GFS (Distributed File System)
GFS is a custom implementation of Google File System, providing distributed, replicated file storage for Edd Cloud.
Architecture
Key Specifications
| Property | Value |
|---|---|
| Chunk Size | 64 MB |
| Replication Factor | 3 |
| Write Quorum | 2 of 3 |
| Consistency | Strong (2PC) |
| Chunk Handle | UUID v4 |
Components
Master Server
- Manages file namespace and metadata
- Tracks chunk locations across chunkservers
- Handles chunk allocation for writes
- Persists metadata via Write-Ahead Log (WAL)
Chunkserver
- Stores actual file data in 64MB chunks
- Participates in Two-Phase Commit for writes
- Reports chunk inventory via heartbeats
- Handles data replication to peers
Write Flow (Two-Phase Commit)
Read Flow
Streaming Architecture
Reads use sequential streaming to maintain bounded memory usage:
- Chunks are read one at a time in order
- Data streams directly to the HTTP response (no buffering)

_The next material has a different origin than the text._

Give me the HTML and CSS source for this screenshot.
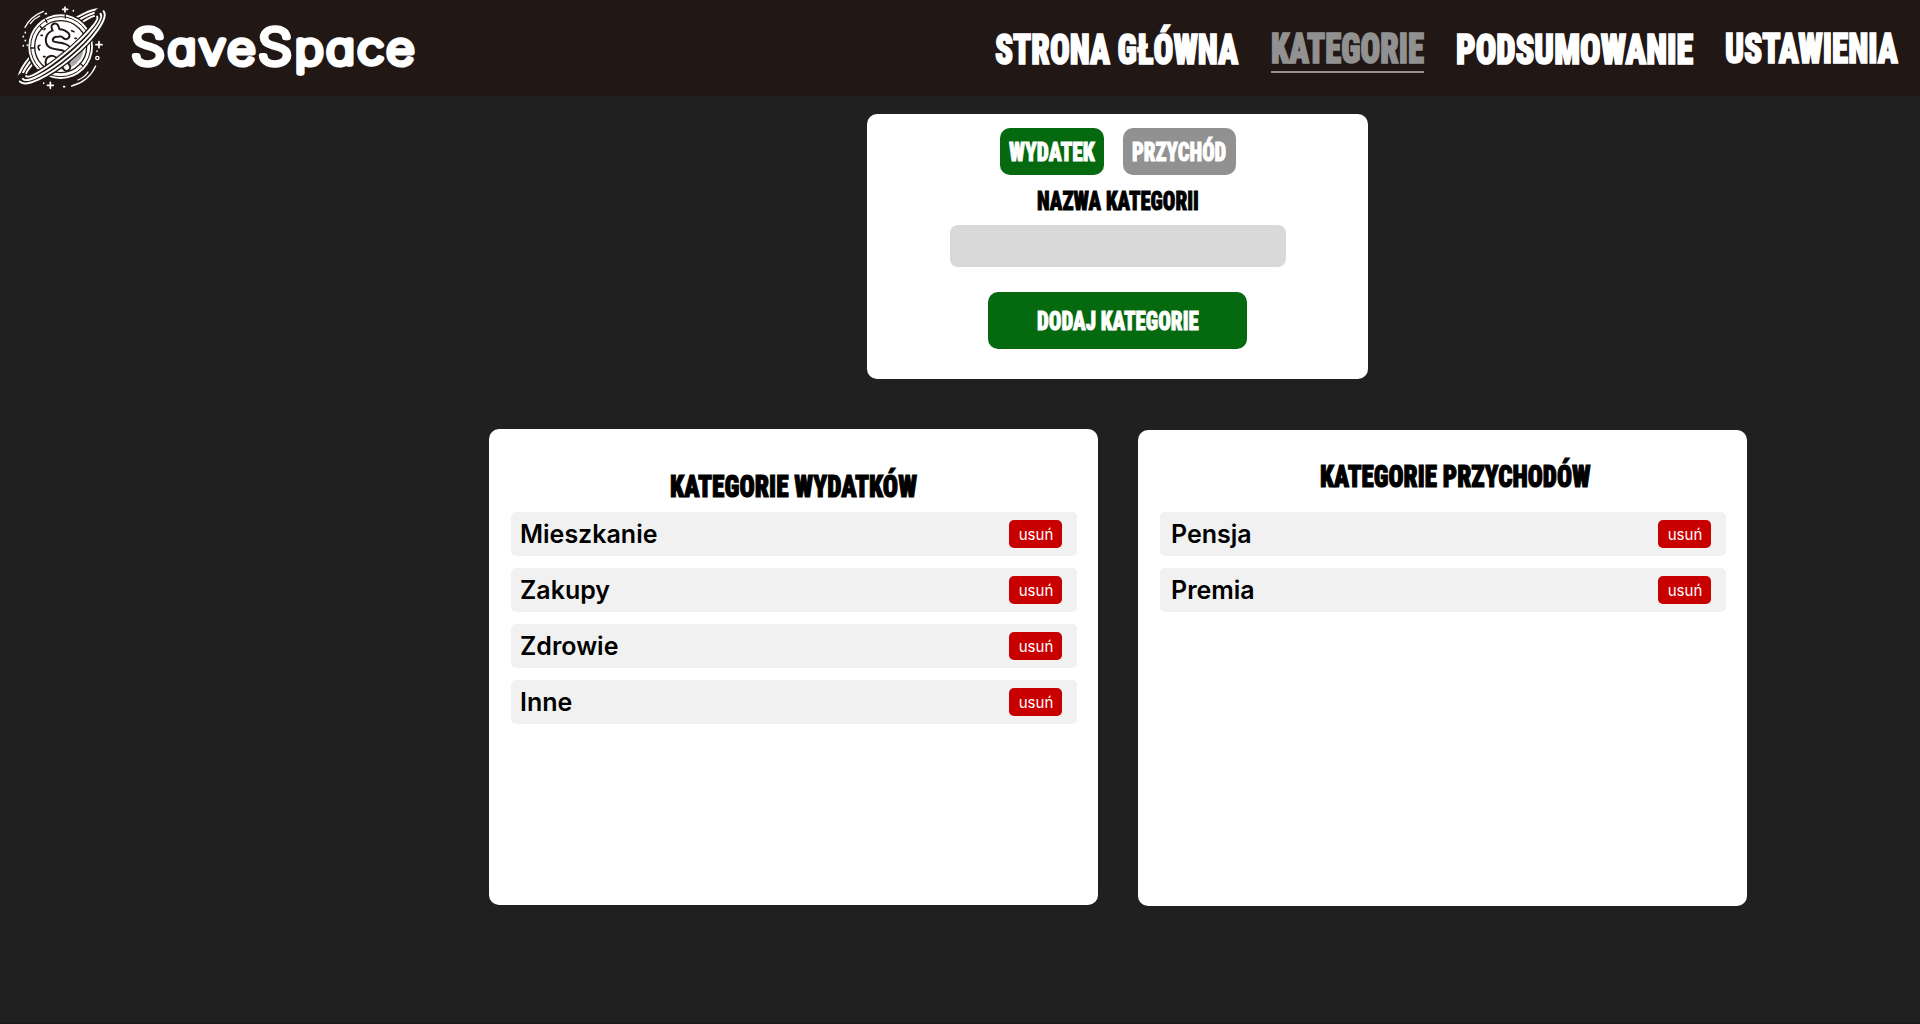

- Memory usage is constant regardless of file size
- On chunk read failure, automatically retries with replica servers
Sequence Numbers
Each write operation receives a monotonic sequence number to ensure ordering:
- Primary assigns sequence on write
- Replicas buffer out-of-order commits
- Commits applied in sequence order
SDK Usage
import gfs "eddisonso.com/go-gfs/pkg/go-gfs-sdk"
// Create client with connection pooling
client, err := gfs.New(ctx, "gfs-master:9000",
gfs.WithConnectionPool(8, 60*time.Second),
)
defer client.Close()
// Write file
err = client.WriteFile(ctx, "/myfile.txt", []byte("hello"))

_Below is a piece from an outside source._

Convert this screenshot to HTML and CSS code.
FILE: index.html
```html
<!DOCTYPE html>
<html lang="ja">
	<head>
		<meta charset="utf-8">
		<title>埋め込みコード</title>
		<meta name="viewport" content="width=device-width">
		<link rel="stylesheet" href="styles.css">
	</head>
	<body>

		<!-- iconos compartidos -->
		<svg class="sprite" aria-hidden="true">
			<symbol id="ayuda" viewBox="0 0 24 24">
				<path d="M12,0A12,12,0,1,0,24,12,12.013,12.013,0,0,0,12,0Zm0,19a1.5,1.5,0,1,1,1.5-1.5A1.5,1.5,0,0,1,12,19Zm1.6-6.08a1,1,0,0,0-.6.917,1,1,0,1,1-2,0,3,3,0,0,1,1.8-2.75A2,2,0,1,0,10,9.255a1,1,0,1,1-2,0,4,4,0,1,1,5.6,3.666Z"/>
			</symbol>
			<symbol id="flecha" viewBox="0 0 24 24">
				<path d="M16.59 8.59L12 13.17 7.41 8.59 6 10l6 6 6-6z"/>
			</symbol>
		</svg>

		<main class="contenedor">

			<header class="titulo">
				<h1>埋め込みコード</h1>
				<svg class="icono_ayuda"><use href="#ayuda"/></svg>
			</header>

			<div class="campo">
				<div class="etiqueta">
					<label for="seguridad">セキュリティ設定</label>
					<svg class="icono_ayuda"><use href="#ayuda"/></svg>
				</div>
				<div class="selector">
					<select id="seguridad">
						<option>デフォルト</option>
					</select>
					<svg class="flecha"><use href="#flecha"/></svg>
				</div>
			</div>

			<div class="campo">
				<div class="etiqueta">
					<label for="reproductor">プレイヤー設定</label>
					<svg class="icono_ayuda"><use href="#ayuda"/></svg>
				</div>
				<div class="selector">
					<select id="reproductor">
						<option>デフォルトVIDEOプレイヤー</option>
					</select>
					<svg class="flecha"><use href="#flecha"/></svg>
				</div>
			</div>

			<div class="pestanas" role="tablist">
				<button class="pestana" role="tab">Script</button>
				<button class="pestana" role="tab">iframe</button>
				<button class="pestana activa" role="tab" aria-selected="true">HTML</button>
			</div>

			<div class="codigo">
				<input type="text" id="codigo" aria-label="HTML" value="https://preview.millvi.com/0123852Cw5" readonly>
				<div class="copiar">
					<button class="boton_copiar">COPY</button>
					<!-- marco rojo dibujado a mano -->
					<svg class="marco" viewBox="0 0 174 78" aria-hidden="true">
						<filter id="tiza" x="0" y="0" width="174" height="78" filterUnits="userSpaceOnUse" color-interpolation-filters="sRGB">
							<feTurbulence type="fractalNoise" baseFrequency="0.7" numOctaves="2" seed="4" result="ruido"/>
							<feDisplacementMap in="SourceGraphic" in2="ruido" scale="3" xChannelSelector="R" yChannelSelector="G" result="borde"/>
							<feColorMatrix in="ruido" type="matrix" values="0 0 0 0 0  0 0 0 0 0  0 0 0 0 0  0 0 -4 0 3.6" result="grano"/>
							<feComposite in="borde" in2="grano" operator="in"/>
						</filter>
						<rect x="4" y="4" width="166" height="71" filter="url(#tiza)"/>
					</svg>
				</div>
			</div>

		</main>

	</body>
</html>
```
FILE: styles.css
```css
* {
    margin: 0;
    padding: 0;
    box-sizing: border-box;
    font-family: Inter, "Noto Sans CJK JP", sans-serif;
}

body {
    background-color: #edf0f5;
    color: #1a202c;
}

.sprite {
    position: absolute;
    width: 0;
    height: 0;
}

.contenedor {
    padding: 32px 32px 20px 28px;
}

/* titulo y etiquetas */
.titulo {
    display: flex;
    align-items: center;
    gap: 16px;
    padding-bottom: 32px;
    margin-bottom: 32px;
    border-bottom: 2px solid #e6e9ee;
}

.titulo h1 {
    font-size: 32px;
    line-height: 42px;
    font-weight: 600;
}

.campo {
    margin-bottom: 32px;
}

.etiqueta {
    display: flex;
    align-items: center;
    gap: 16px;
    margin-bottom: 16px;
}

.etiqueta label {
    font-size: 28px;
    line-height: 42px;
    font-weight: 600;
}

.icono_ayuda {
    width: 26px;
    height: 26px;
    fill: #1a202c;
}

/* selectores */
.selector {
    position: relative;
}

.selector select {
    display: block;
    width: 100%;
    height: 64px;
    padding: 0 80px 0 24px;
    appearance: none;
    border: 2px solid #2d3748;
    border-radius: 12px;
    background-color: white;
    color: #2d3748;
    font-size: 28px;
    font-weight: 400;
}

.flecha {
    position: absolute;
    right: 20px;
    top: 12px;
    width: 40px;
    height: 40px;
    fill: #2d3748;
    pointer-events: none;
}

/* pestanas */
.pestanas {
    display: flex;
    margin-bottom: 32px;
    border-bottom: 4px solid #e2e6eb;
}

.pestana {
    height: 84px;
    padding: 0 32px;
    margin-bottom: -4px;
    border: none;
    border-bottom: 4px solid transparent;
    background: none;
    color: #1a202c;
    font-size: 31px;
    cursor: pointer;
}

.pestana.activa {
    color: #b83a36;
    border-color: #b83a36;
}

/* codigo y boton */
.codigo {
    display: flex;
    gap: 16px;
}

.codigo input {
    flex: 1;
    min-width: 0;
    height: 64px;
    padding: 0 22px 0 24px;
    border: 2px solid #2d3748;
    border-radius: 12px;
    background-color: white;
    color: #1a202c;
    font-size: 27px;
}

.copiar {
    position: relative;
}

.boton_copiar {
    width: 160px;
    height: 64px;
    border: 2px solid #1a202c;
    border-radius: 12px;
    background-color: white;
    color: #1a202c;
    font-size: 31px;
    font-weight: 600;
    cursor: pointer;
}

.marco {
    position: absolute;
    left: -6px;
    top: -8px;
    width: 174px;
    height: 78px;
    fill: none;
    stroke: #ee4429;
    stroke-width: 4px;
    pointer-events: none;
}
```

// Read file (streams directly, no buffering)
data, err := client.ReadFile(ctx, "/myfile.txt")
// Stream large files directly to writer
n, err := client.ReadTo(ctx, "/largefile.bin", responseWriter)
// Append data (double-buffered for throughput)
err = client.AppendFile(ctx, "/myfile.txt", []byte(" world"))
// Delete file
err = client.DeleteFile(ctx, "/myfile.txt")
Connection Pooling
Enable TCP connection pooling to reduce connection overhead:
gfs.WithConnectionPool(maxIdlePerHost, idleTimeout)
- Reuses connections across requests
- Validates idle connections before reuse
- Auto-cleanup of stale connections
Configurable Upload Buffer Size
By default the SDK allocates two 64MB buffers (128MB total) per concurrent upload for double-buffered streaming. Services that handle many concurrent uploads (e.g. the image registry) can reduce this with WithUploadBufferSize:
client, err := gfs.New(ctx, "gfs-master:9000",
gfs.WithUploadBufferSize(64 * 1024), // 64KB per buffer (128KB total per upload)
)
This option only affects the streaming buffer allocation in AppendFrom. Chunk boundary calculations and chunk allocation RPCs continue to use maxChunkSize (default 64MB). Set to 0 to restore the default behaviour.
Deployment
GFS runs as separate Kubernetes deployments:
- gfs-master: Single instance (metadata server)
- gfs-chunkserver-1/2/3: One per node (data storage)
Each chunkserver has a PersistentVolumeClaim for data storage.
Monitoring
Resource metrics available via Master API:
rpc GetClusterPressure(GetClusterPressureRequest)
returns (GetClusterPressureResponse);
Returns CPU, memory, and disk usage for each chunkserver.